第4章 核燃料・材料および機器
§1 核燃料

4.燃料加工

 (i) 金属ウラン燃料
 JRR-3などの研究炉や臨界実験装置等に用いられる金属ウラン燃料の加工が,主として民間企業で行なわれている。金属ウラン燃料の基礎的研究としては,日本原子力研究所において,U-Mo,U-Fe等の高温用金属燃料について冶金的研究が行なわれている。また,燃料損傷とくに金属ウランの酸化による核分裂生成ガスの放出についても研究がすすめられている。
 中性子照射を受けた場合のしわ変形防止のため,熱処理と他元素添加による結晶の微細化については,日本原子力研究所および民間企業で研究されている。
 一方,燃料の検査技術の開発は,原子燃料公社を中心としてすすめられている。
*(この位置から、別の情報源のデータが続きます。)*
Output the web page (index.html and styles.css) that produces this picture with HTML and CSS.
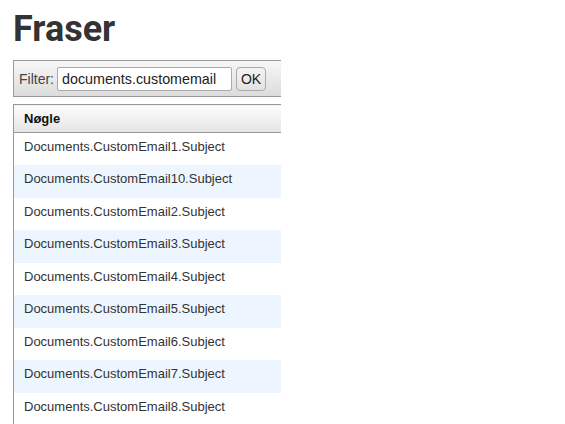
FILE: index.html
```html
<!DOCTYPE html>
<html lang="da">
<head>
<meta charset="utf-8">
<title>Fraser</title>
<link rel="stylesheet" href="styles.css">
</head>
<body>
<h1 class="title">Fraser</h1>
<div class="clip">
  <div class="filterbar">
    <label class="filter-label" for="f">Filter:</label>
    <input id="f" class="filter-input" type="text" value="documents.customemail">
    <button class="ok-btn" type="button">OK</button>
  </div>
  <table class="grid">
    <thead>
      <tr><th>Nøgle</th></tr>
    </thead>
    <tbody>
      <tr><td>Documents.CustomEmail1.Subject</td></tr>
      <tr><td>Documents.CustomEmail10.Subject</td></tr>
      <tr><td>Documents.CustomEmail2.Subject</td></tr>
      <tr><td>Documents.CustomEmail3.Subject</td></tr>
      <tr><td>Documents.CustomEmail4.Subject</td></tr>
      <tr><td>Documents.CustomEmail5.Subject</td></tr>
      <tr><td>Documents.CustomEmail6.Subject</td></tr>
      <tr><td>Documents.CustomEmail7.Subject</td></tr>
      <tr><td>Documents.CustomEmail8.Subject</td></tr>
    </tbody>
  </table>
</div>
</body>
</html>
```
FILE: styles.css
```css
html, body {
  margin: 0;
  padding: 0;
  background: #fff;
}
body {
  padding: 0 0 0 13px;
  font-family: "Liberation Sans", Arial, sans-serif;
  color: #333;
  overflow: hidden;
}
.title {
  font-family: Roboto, "Liberation Sans", sans-serif;
  font-weight: 700;
  font-size: 36px;
  line-height: 44px;
  margin: 7px 0 9px 0;
  color: #333;
}
.clip {
  width: 268px;
  overflow: hidden;
}
.filterbar {
  width: 400px;
  height: 37px;
  box-sizing: border-box;
  border: 1px solid #999;
  background: linear-gradient(#f7f7f7, #dcdcdc);
  display: flex;
  align-items: center;
  padding: 0 0 0 5px;
  margin-bottom: 7px;
}
.filter-label {
  font-size: 14px;
  color: #444;
  margin-right: 3px;
}
.filter-input {
  width: 175px;
  height: 24px;
  box-sizing: border-box;
  border: 1px solid #aaa;
  border-radius: 2px;
  padding: 0 4px;
  font-family: "Liberation Sans", Arial, sans-serif;
  font-size: 14.3px;
  color: #222;
  background: #fff;
  margin: 0;
}
.ok-btn {
  margin-left: 4px;
  width: 30px;
  height: 24px;
  box-sizing: border-box;
  border: 1px solid #aaa;
  border-radius: 4px;
  background: linear-gradient(#f4f4f4, #e2e2e2);
  font-family: "Liberation Sans", Arial, sans-serif;
  font-size: 14px;
  color: #222;
  padding: 0;
}
.grid {
  width: 400px;
  border-collapse: collapse;
  border-left: 1px solid #999;
  border-top: 1px solid #999;
}
.grid th {
  text-align: left;
  font-size: 13px;
  font-weight: 700;
  color: #111;
  height: 27px;
  padding: 0 0 0 10px;
  background: linear-gradient(#fdfdfd, #e4e4e4);
  border-bottom: 1px solid #999;
}
.grid td {
  font-size: 13px;
  color: #333;
  height: 32.5px;
  padding: 0 0 0 10px;
  vertical-align: top;
  padding-top: 6px;
  box-sizing: border-box;
}
.grid tbody tr:nth-child(even) td {
  background: #edf6fe;
}
```
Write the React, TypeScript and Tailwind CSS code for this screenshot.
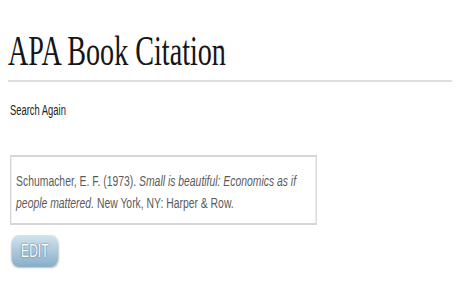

37年度までは主としてJRR-3の燃料について,非破壊検査法による結晶粒度や異方性の測定およびクリープ試験等が実施された,

 (ii) セラミック燃料
 二酸化ウランを中心に,粒末の粒形,粒度の調整法および焼結法によるペレットの製造が,主として民間企業によって実施されてきた。濃縮ウランの焼結ペレットを加工した燃料が,日立研究炉にすでに使用されており,また,日本原子力事業(株)の臨界実験装置の燃料および近く建設される三菱研究炉の1次装荷燃料に使用されることになっている。その他スエージング法による燃料製造法も研究されてきた。また,振動充填法については,民間企業で,個々に開発を行なってきたが,37年9月には振動充填研究打合せ会が,研究機関の間で自主的に設けられ,協調して研究がすすめられている。さらにウランカーバイドが,燃料体として注目されている。しかし,これは化学的に不安定なのでその点の改良と燃料加工法についての研究が行なわれている。また,最近,窒化ウラン等の他のセラミック燃料についても基礎研究が開始されている。そして,この分野におけるわが国の研究は,相当の水準に達しており,日米研究協力を通じて相互に情報交換を行なうこととなった。